Summary and Analysis
Part 2:
Govinda
Summary
As this sequence begins, Govinda has arrived to cross the river, meeting Siddhartha, who is now an old man. Siddhartha's eyes smile as did Vasudeva's many years earlier. A superlative dialogue between them follows in which Siddhartha declares that in order to find one's goal, one must be free. The goal, Nirvana, is so elusive as to defy formulation, and too much seeking on the conscious level can make fulfillment impossible. Govinda knows that Siddhartha has found his own way and realizes that he did it without the formal system of Buddhist doctrine. As the Buddha tried long ago, Siddhartha now tries to express how he found his way, but verbalization cannot create or invoke the intuitive, transcendent experience for Govinda. As Siddhartha invites Govinda to stay with him in his hut for the night, we come to another close-up time sequence.
On the following morning, after Govinda asks Siddhartha about any doctrine which he might have, Siddhartha tries to explain how he attained inner peace from Vasudeva and the river rather than from teachers. He then draws the distinction between knowledge and wisdom, remarking that wisdom cannot be imparted from one man to another. Knowledge may be acquired from teachers, but wisdom must come from direct experience. Siddhartha then offers his thoughts on truth, suggesting that if an attempt is made at putting truth into words, something is always inherently missing. Verbalization eliminates that other side of a truth which defies verbalization. All that is thought and expressed verbally is, in fact, only a half-truth. Also, in every truth which is complete, not only does the truth which appears exist, but its antithesis also inherently exists.
This section reveals that not only Samana life left its mark on Siddhartha, but that his brief contact with the Buddha left its mark also. Buddhist doctrine is predicated on the antithetical elements of Nirvana and sansara; all truth possesses these two opposites — the truth side and the illusion side, all things being imbued with salvation and suffering. The speech concludes in a final excursus on time: If time is not real, then the line between this world and eternity is also not real. Siddhartha uses the example of a stone and suggests that because it is but one part of the whole cycle of life and thereby has transmigratory potential, it is consequently not just a stone but at once God and Buddha. We come back to the idea that all things return — that the stone has been all else and we again become all else.
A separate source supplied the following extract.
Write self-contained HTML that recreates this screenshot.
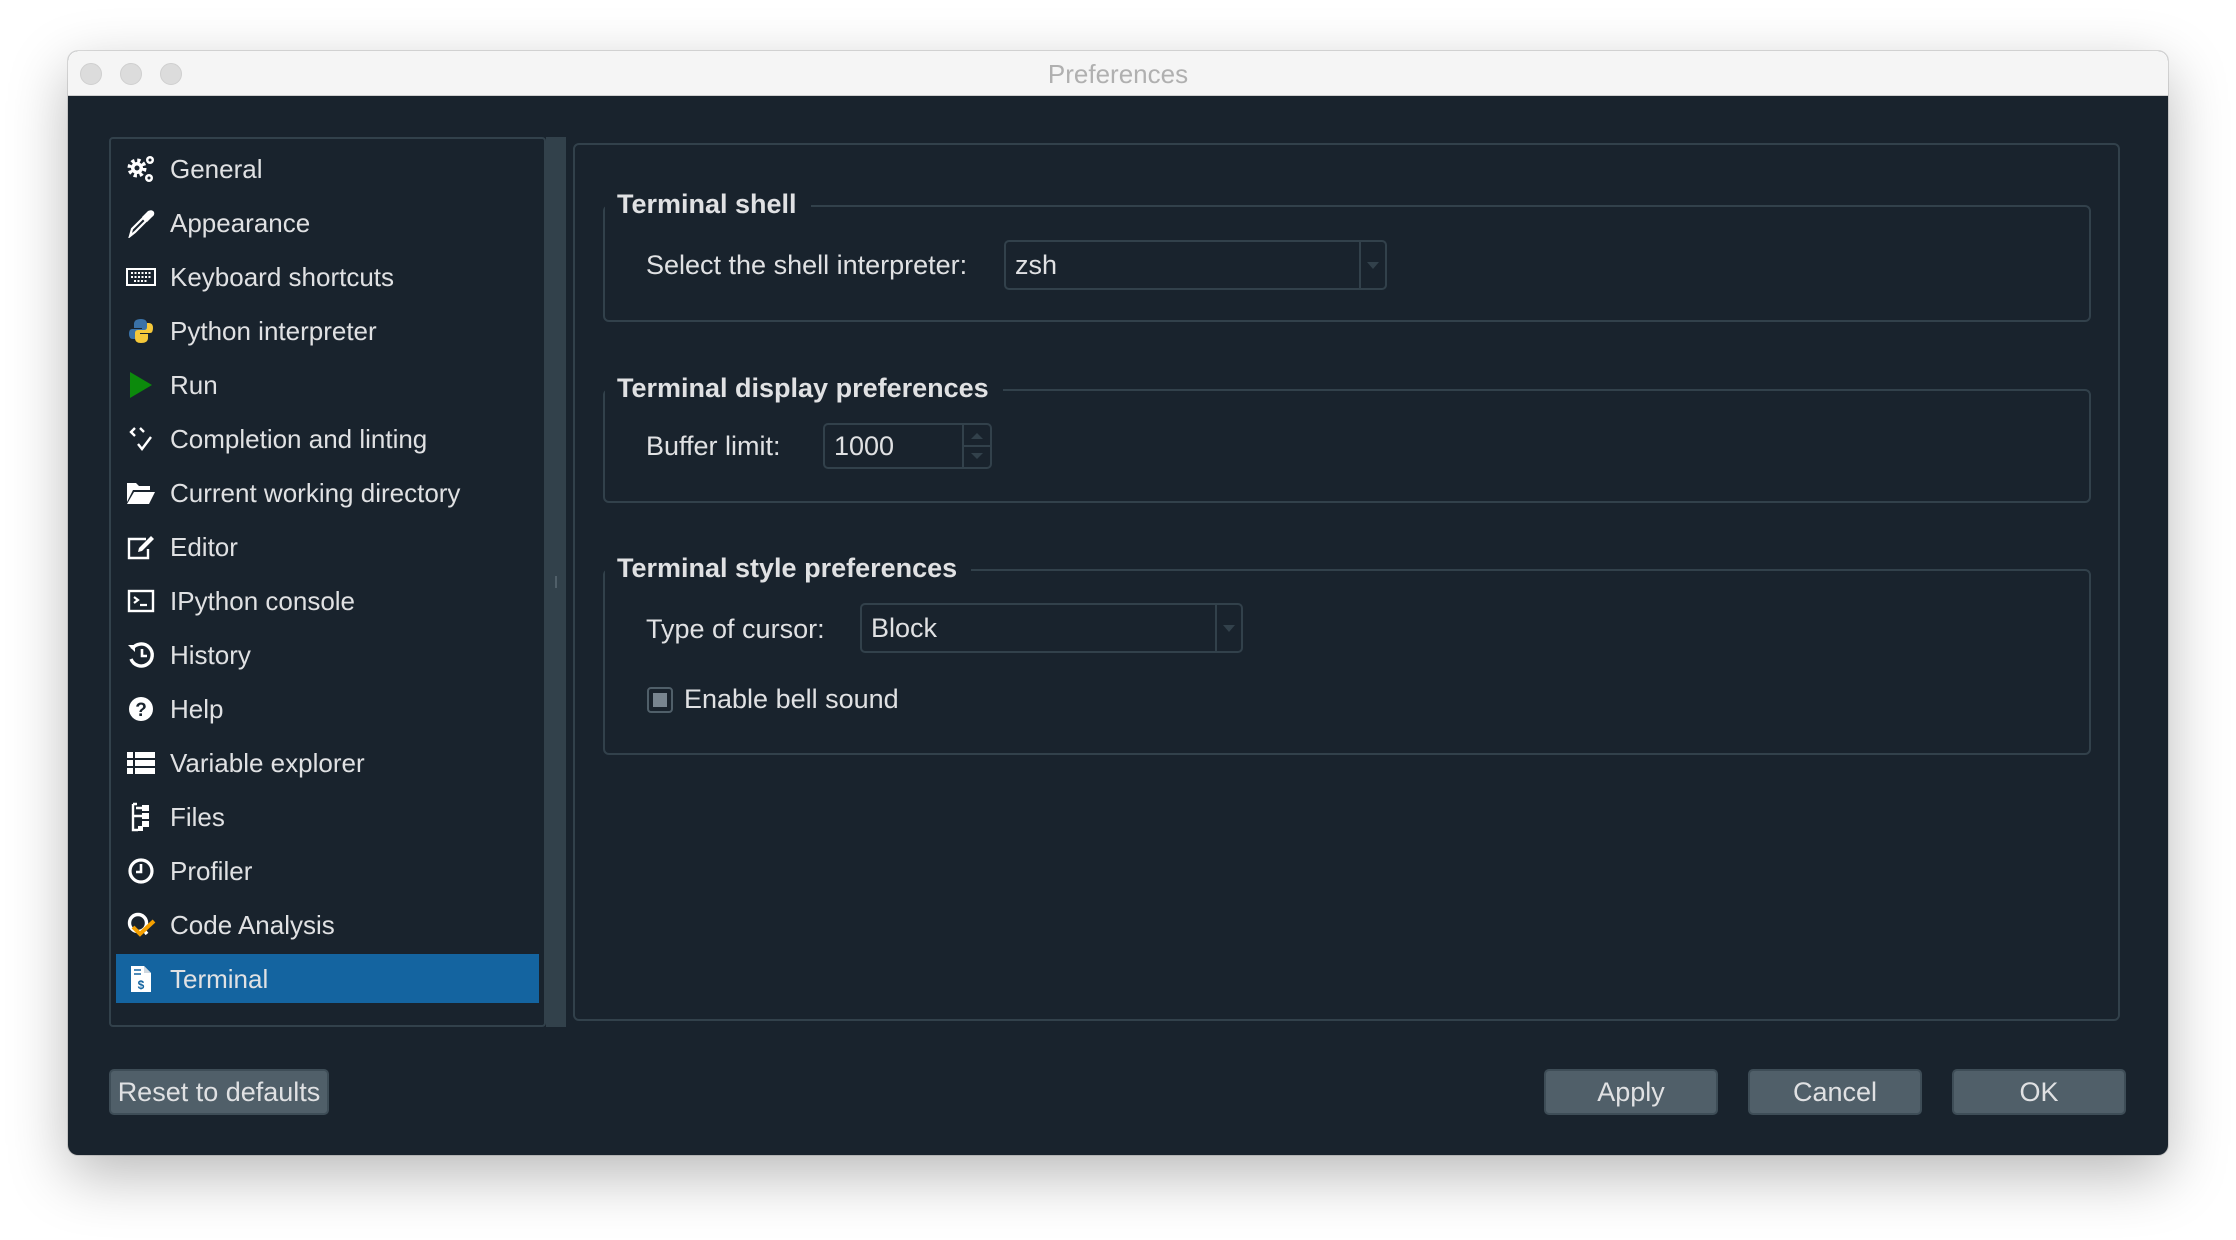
<!DOCTYPE html>
<html><head><meta charset="utf-8"><style>
*{margin:0;padding:0;box-sizing:border-box}
body{width:2236px;height:1240px;background:#fff;position:relative;overflow:hidden;font-family:"Liberation Sans",sans-serif;color:#e0e1e3}
.win{position:absolute;left:68px;top:51px;width:2100px;height:1104px;border-radius:10px;background:#19232d;box-shadow:0 20px 60px rgba(0,0,0,.28),0 0 0 1px rgba(0,0,0,.12);overflow:hidden}
.tb{position:absolute;left:0;top:0;width:100%;height:45px;background:#f5f5f5;border-bottom:1px solid #d0d0d0}
.dot{position:absolute;top:12px;width:22px;height:22px;border-radius:50%;background:#dcdcdc;border:1px solid #cfcfcf}
.title{position:absolute;left:0;width:100%;top:8px;text-align:center;font-size:26px;color:#b0b0b0}
.abs{position:absolute}
.side{left:41px;top:86px;width:437px;height:890px;border:2px solid #32414b;border-radius:4px;background:#19232d}
.strip{left:478px;top:86px;width:20px;height:890px;background:#32414b}
.item{position:absolute;left:102px;font-size:26px;height:52px;line-height:52px;white-space:nowrap}
.ic{position:absolute;left:58px;width:30px;height:30px}
.sel{left:48px;top:903px;width:423px;height:49px;background:#1464a0}
.panel{left:505px;top:92px;width:1547px;height:878px;border:2px solid #32414b;border-radius:6px}
.grp{position:absolute;border:2px solid #32414b;border-radius:6px}
.gt{position:absolute;font-weight:bold;font-size:27px;background:#19232d;padding:0 14px 0 12px;white-space:nowrap}
.lbl{position:absolute;font-size:27px;white-space:nowrap}
.combo{position:absolute;border:2px solid #32414b;border-radius:5px;font-size:27px;padding-left:9px}
.combo .sep{position:absolute;right:24px;top:0;bottom:0;border-left:2px solid #32414b}
.combo .arr{position:absolute;right:6px;top:50%;margin-top:-3px;border-left:6px solid transparent;border-right:6px solid transparent;border-top:7px solid #32414b}
.btn{position:absolute;top:1018px;height:46px;background:#505f69;border:2px solid #3e4d57;border-radius:5px;font-size:27px;text-align:center;line-height:42px}
</style></head><body>
<div class="win">
 <div class="tb"><div class="dot" style="left:12px"></div><div class="dot" style="left:52px"></div><div class="dot" style="left:92px"></div><div class="title">Preferences</div></div>
 <div class="abs side"></div>
 <div class="abs strip"></div>
 <div class="abs" style="left:487px;top:525px;width:2px;height:12px;background:#505f69"></div>
 <div class="abs sel"></div>
 <svg class="ic" style="top:103px" viewBox="0 0 30 30"><circle cx="11" cy="14" r="7" fill="none" stroke="#fff" stroke-width="5" stroke-dasharray="3 2.5"/><circle cx="11" cy="14" r="6" fill="#fff"/><circle cx="11" cy="14" r="2.5" fill="#19232d"/><circle cx="24" cy="6" r="4" fill="#fff"/><circle cx="23" cy="24" r="4" fill="#fff"/><circle cx="24" cy="6" r="1.5" fill="#19232d"/><circle cx="23" cy="24" r="1.5" fill="#19232d"/></svg>
 <div class="item" style="top:92px">General</div>
 <svg class="ic" style="top:157px" viewBox="0 0 30 30"><path d="M4 28 L6 21 L17 10 L20 13 L9 24 Z" fill="none" stroke="#fff" stroke-width="2.2"/><path d="M16 9 L22 3 Q26 1 28 4 Q29 7 26 9 L21 14 Z" fill="#fff"/></svg>
 <div class="item" style="top:146px">Appearance</div>
 <svg class="ic" style="top:211px" viewBox="0 0 30 30"><rect x="1" y="7" width="28" height="16" fill="none" stroke="#fff" stroke-width="2"/><path d="M5 11h20M5 15h20M8 19h14" stroke="#fff" stroke-width="2" stroke-dasharray="2 1.5"/></svg>
 <div class="item" style="top:200px">Keyboard shortcuts</div>
 <svg class="ic" style="top:265px" viewBox="0 0 30 30"><path d="M15 3 Q8 3 8 8 V12 H16 V13 H6 Q3 13 3 18 Q3 23 7 23 H9 V19 Q9 16 12 16 H18 Q21 16 21 13 V8 Q21 3 15 3Z" fill="#3a72a8"/><path d="M15 27 Q22 27 22 22 V18 H14 V17 H24 Q27 17 27 12 Q27 7 23 7 H21 V11 Q21 14 18 14 H12 Q9 14 9 17 V22 Q9 27 15 27Z" fill="#f5c83a"/></svg>
 <div class="item" style="top:254px">Python interpreter</div>
 <svg class="ic" style="top:319px" viewBox="0 0 30 30"><path d="M4 2 L26 15 L4 28Z" fill="#0c8a0c"/></svg>
 <div class="item" style="top:308px">Run</div>
 <svg class="ic" style="top:373px" viewBox="0 0 30 30"><path d="M9 4 L5 8 L9 12 M14 4 L18 8 M12 20 L16 25 L25 13" fill="none" stroke="#fff" stroke-width="2.4"/></svg>
 <div class="item" style="top:362px">Completion and linting</div>
 <svg class="ic" style="top:427px" viewBox="0 0 30 30"><path d="M1 5 H10 L13 8 H24 V12 H7 L1 24Z" fill="#fff"/><path d="M8 14 H29 L23 26 H1Z" fill="#fff"/></svg>
 <div class="item" style="top:416px">Current working directory</div>
 <svg class="ic" style="top:481px" viewBox="0 0 30 30"><path d="M20 7 H3 V26 H22 V17" fill="none" stroke="#fff" stroke-width="2.4"/><path d="M12 20 L13 16 L25 4 L28 7 L16 19Z" fill="#fff"/></svg>
 <div class="item" style="top:470px">Editor</div>
 <svg class="ic" style="top:535px" viewBox="0 0 30 30"><rect x="3" y="5" width="24" height="20" fill="none" stroke="#fff" stroke-width="2.4"/><path d="M8 11 L12 14 L8 17 M14 19 H21" fill="none" stroke="#fff" stroke-width="2.2"/></svg>
 <div class="item" style="top:524px">IPython console</div>
 <svg class="ic" style="top:589px" viewBox="0 0 30 30"><path d="M6 9 A11 11 0 1 1 5 19" fill="none" stroke="#fff" stroke-width="3.4"/><path d="M2 5 L9 5 L9 12Z" fill="#fff"/><path d="M16 9 V16 H21" fill="none" stroke="#fff" stroke-width="2.6"/></svg>
 <div class="item" style="top:578px">History</div>
 <svg class="ic" style="top:643px" viewBox="0 0 30 30"><circle cx="15" cy="15" r="12" fill="#fff"/><text x="15" y="22" text-anchor="middle" font-size="19" font-weight="bold" fill="#19232d" font-family="Liberation Sans">?</text></svg>
 <div class="item" style="top:632px">Help</div>
 <svg class="ic" style="top:697px" viewBox="0 0 30 30"><path d="M1 4h6v6H1zM9 4h20v6H9zM1 12h6v6H1zM9 12h20v6H9zM1 20h6v6H1zM9 20h20v6H9z" fill="#fff"/></svg>
 <div class="item" style="top:686px">Variable explorer</div>
 <svg class="ic" style="top:751px" viewBox="0 0 30 30"><path d="M7 2 H11 M7 2 V28 H12 M7 14 H16 M10 6 H16" fill="none" stroke="#fff" stroke-width="2.4"/><rect x="16" y="3" width="7" height="6" fill="#fff"/><rect x="16" y="11" width="7" height="6" fill="#fff"/><rect x="16" y="19" width="7" height="6" fill="#fff"/><rect x="12" y="24" width="5" height="5" fill="#fff"/></svg>
 <div class="item" style="top:740px">Files</div>
 <svg class="ic" style="top:805px" viewBox="0 0 30 30"><circle cx="15" cy="15" r="11" fill="none" stroke="#fff" stroke-width="3.2"/><path d="M15 8 V16 H10" fill="none" stroke="#fff" stroke-width="2.6"/></svg>
 <div class="item" style="top:794px">Profiler</div>
 <svg class="ic" style="top:859px" viewBox="0 0 30 30"><circle cx="12" cy="13" r="8.5" fill="none" stroke="#fff" stroke-width="3.4"/><path d="M17 19 L21 24" stroke="#fff" stroke-width="3.5"/><path d="M7 17 L14 24 L28 11" fill="none" stroke="#f5a000" stroke-width="4"/></svg>
 <div class="item" style="top:848px">Code Analysis</div>
 <svg class="ic" style="top:913px" viewBox="0 0 30 30"><path d="M5 2 H18 L25 9 V28 H5Z" fill="#fff"/><path d="M18 2 V9 H25" fill="#cfd8e0"/><path d="M8 6h7M8 10h7" stroke="#1464a0" stroke-width="1.6"/><text x="15" y="25" text-anchor="middle" font-size="12" font-weight="bold" fill="#1464a0" font-family="Liberation Sans">$</text></svg>
 <div class="item" style="top:902px">Terminal</div>

 <div class="abs panel"></div>
 <div class="grp" style="left:535px;top:154px;width:1488px;height:117px"></div>
 <div class="gt" style="left:537px;top:138px">Terminal shell</div>
 <div class="lbl" style="left:578px;top:199px">Select the shell interpreter:</div>
 <div class="combo" style="left:936px;top:189px;width:383px;height:50px;line-height:46px">zsh<div class="sep"></div><div class="arr"></div></div>
 <div class="grp" style="left:535px;top:338px;width:1488px;height:114px"></div>
 <div class="gt" style="left:537px;top:322px">Terminal display preferences</div>
 <div class="lbl" style="left:578px;top:380px">Buffer limit:</div>
 <div class="combo" style="left:755px;top:372px;width:169px;height:46px;line-height:42px">1000<div class="sep" style="right:26px"></div>
  <div class="abs" style="right:0;top:20px;width:26px;border-top:2px solid #32414b"></div>
  <div class="abs" style="right:7px;top:8px;border-left:6px solid transparent;border-right:6px solid transparent;border-bottom:6px solid #32414b"></div>
  <div class="abs" style="right:7px;bottom:8px;border-left:6px solid transparent;border-right:6px solid transparent;border-top:6px solid #32414b"></div></div>
 <div class="grp" style="left:535px;top:518px;width:1488px;height:186px"></div>
 <div class="gt" style="left:537px;top:502px">Terminal style preferences</div>
 <div class="lbl" style="left:578px;top:563px">Type of cursor:</div>
 <div class="combo" style="left:792px;top:552px;width:383px;height:50px;line-height:46px">Block<div class="sep"></div><div class="arr"></div></div>
 <div class="abs" style="left:579px;top:636px;width:26px;height:26px;border:2px solid #505f69;border-radius:4px"><div class="abs" style="left:4px;top:4px;width:14px;height:14px;background:#788590"></div></div>
 <div class="lbl" style="left:616px;top:633px">Enable bell sound</div>

 <div class="btn" style="left:41px;width:220px">Reset to defaults</div>
 <div class="btn" style="left:1476px;width:174px">Apply</div>
 <div class="btn" style="left:1680px;width:174px">Cancel</div>
 <div class="btn" style="left:1884px;width:174px">OK</div>
</div>
</body></html>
Words, however, are not endowed with transmigratory potential. Thoughts, which are also mere verbalizations, are not so endowed either. After once again extolling Vasudeva, Siddhartha concludes his discourse by declaring that love is the most important thing in the world. We can sense that he feels that Gotama Buddha also embraced love — despite his verbalizations to the contrary, and Siddhartha projects this contradiction as just cause for being distrustful of words. He extols Gotama, but Govinda admits that he still has not found peace. Govinda has a sudden, transcendent, verbally inexpressible experience in the awesome presence of Siddhartha, much like that which Siddhartha had in the presence of Vasudeva years earlier.
When Siddhartha summons Govinda to kiss him on the forehead, Govinda feels as if he is touching eternity, a kind of mystical transference from Siddhartha, and he sees in Siddhartha's beatific smile a continuous stream of thousands of faces much like those Siddhartha saw many years earlier in the river. Like Siddhartha, Govinda attains Nirvana, reaching the depths of the ancestral soul of man, the Jungian collective unconscious.